- Task to complete -
In the data below, find each line containing the string "styles" and return it.

- Supplied information -
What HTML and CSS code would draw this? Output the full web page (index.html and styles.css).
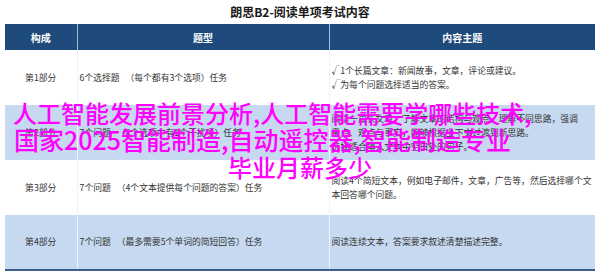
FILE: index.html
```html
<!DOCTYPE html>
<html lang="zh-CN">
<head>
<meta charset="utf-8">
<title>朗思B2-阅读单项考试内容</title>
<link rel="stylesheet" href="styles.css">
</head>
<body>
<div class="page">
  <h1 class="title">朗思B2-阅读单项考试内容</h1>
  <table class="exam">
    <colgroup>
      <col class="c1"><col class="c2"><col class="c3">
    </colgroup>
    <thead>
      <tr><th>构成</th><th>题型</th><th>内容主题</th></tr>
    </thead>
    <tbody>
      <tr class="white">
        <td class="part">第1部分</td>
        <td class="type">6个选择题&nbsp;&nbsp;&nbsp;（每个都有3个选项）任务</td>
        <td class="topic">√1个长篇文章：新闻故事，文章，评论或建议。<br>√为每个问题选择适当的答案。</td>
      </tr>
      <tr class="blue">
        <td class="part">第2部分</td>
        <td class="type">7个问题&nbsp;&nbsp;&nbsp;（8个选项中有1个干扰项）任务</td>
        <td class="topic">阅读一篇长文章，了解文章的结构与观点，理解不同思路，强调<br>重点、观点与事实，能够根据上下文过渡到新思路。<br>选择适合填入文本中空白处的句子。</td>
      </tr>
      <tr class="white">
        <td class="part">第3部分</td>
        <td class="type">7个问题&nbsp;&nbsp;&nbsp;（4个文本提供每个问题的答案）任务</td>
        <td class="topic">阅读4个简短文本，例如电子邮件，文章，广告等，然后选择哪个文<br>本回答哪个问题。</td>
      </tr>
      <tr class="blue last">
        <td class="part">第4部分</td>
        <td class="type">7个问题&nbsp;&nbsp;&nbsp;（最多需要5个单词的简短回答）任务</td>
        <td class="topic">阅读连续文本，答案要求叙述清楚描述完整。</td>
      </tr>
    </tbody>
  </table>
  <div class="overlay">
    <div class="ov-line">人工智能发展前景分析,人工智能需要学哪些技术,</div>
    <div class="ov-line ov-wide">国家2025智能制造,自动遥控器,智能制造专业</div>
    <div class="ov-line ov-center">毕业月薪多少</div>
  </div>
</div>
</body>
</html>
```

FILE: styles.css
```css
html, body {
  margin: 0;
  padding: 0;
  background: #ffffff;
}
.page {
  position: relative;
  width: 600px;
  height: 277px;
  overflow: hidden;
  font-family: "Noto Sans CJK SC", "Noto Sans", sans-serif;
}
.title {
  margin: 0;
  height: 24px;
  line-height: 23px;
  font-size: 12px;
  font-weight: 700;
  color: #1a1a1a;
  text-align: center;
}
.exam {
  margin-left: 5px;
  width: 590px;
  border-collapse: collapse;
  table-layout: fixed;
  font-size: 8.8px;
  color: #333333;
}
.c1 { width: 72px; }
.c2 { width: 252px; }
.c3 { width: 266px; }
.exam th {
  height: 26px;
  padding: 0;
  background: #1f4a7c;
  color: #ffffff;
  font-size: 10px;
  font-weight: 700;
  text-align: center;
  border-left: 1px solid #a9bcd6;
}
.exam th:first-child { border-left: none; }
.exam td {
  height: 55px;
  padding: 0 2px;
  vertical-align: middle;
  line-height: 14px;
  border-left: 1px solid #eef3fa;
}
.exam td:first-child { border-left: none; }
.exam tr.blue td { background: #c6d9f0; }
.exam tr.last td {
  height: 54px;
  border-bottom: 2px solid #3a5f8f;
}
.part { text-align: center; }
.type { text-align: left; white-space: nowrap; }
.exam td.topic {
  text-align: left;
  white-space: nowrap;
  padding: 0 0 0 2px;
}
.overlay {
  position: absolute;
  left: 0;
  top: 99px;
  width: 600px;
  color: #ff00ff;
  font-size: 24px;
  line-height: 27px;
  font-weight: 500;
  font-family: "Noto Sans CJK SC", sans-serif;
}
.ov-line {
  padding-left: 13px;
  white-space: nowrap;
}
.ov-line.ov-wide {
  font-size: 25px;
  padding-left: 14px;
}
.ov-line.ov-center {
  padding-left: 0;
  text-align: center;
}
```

- Result -
What HTML and CSS code would draw this? Output the full web page (index.html and styles.css).
<link rel="stylesheet" href="styles.css">
FILE: styles.css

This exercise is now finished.